I personally feel that this speech doesn't address many issues regarding the CBDC. The most obvious imho is that ths is not a competition between the digital euro and private payment systems, nor is it an issue of digital euro versus stablecoins, as the speech appears to address.
The most pressing problem with stablecoins allegedly is a lack of transparency and regulation (what Mr. Lane suggests), as no none knows whether or not the provider maintains full reserves (Tether, a stablecoin with links to China that has reportedly also been used in Chinese-Russian trade to circumvent Swift sanction imposed by the West, has reportedly been failing in the past to present audits showing sufficient asset reserves). I agree that stablecoins appear to be a problem from this point of view (partly also because it may negatively effect commercial banking and credit business, as the speech also suggests), but I would not only focus on stablecoins when it comes to alternatives to our modern money.
"An evolutionary process towards a flexible but stable monetary system", to quote the speech, must not only entail the digitization of our fiat money, but the creation of a wide range of private currencies that are about to complement -rather than substitute- the future currency universe. Mr. Lane addresses this briefly in his speech, but then appears to offer 'only' CBDC as a solution. What we needed, however, are complementary currencies for different use cases. The digital euro is important, but only one part of the solution imho.
Private payment systems can (and should, imo) only be addressed by other private service companies. If we want an alternative for Paypal in Europe, we need something like Wero or the GNU Taler. It depends on the use case.
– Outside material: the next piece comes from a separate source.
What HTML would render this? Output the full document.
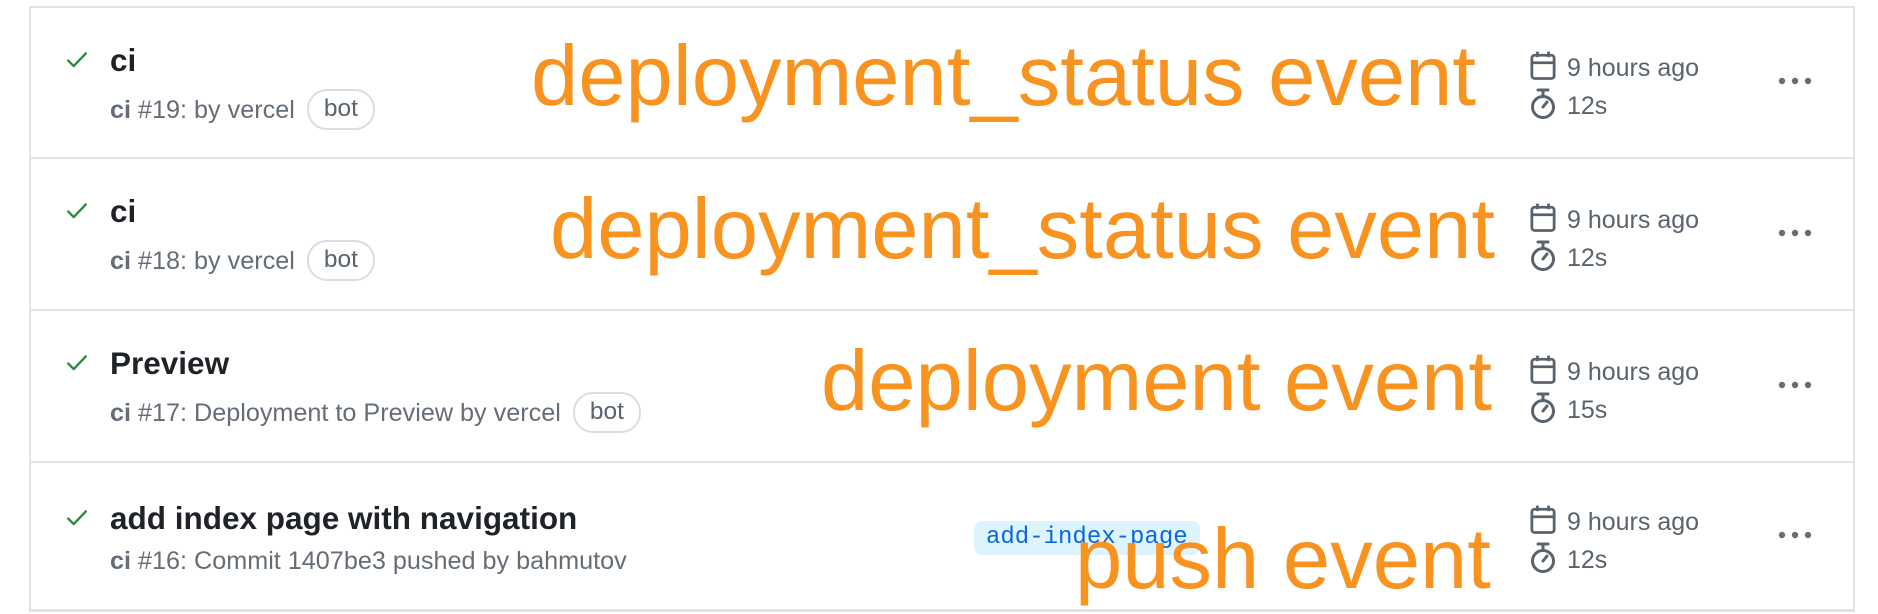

One major point with the digital euro is privacy. As for now, the planned so-called 'offline digital euro' -supposed to be used for very small everyday payments, e.g., you would bump your phone wallet to pay your restaurant bill, or you may even have a prepaid card rather than a phone- might be really private (to the best of my knowledge, interpreting the current plans). If you are using this offline version, the only people who have access to the payment data are you and the person/organization you pay. All checks are made only if you top up your digital wallet with your bank. (There is, however, a plan to combat criminal attempts and fraud, so it is not clear yet whether or not there will be a way for commercial banks -or the central bank- to use private data for this as the plans are not yet clear about it, afaik).
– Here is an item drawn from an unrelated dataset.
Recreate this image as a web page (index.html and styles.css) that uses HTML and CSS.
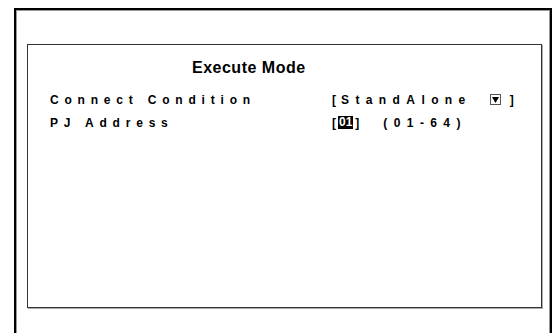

The online version of the digital euro is much trickier when it comes to privacy. According to the current plans, only your bank would see your full data (namely your transactional data and your identity), while the central bank would see your transactional data, but not your identity. However, such 'pseudonymity' is a much greater problem as it initially may seem as we know. First, a single transaction that would link your account to your identity could reveal immediately the entire data set; and, second, any change in the law -for example, a new government may hold a different view on privacy and introduces new rules- could undermine the privacy of people completely.
As Mr. Lane concludes,
Although I agree with this view in principle, controlling Europe's monetary and financial destiny is not about the digital euro alone. We need also private, complementary currencies as well as European alternatives to the private payment service providers currently dominated by U.S. companies.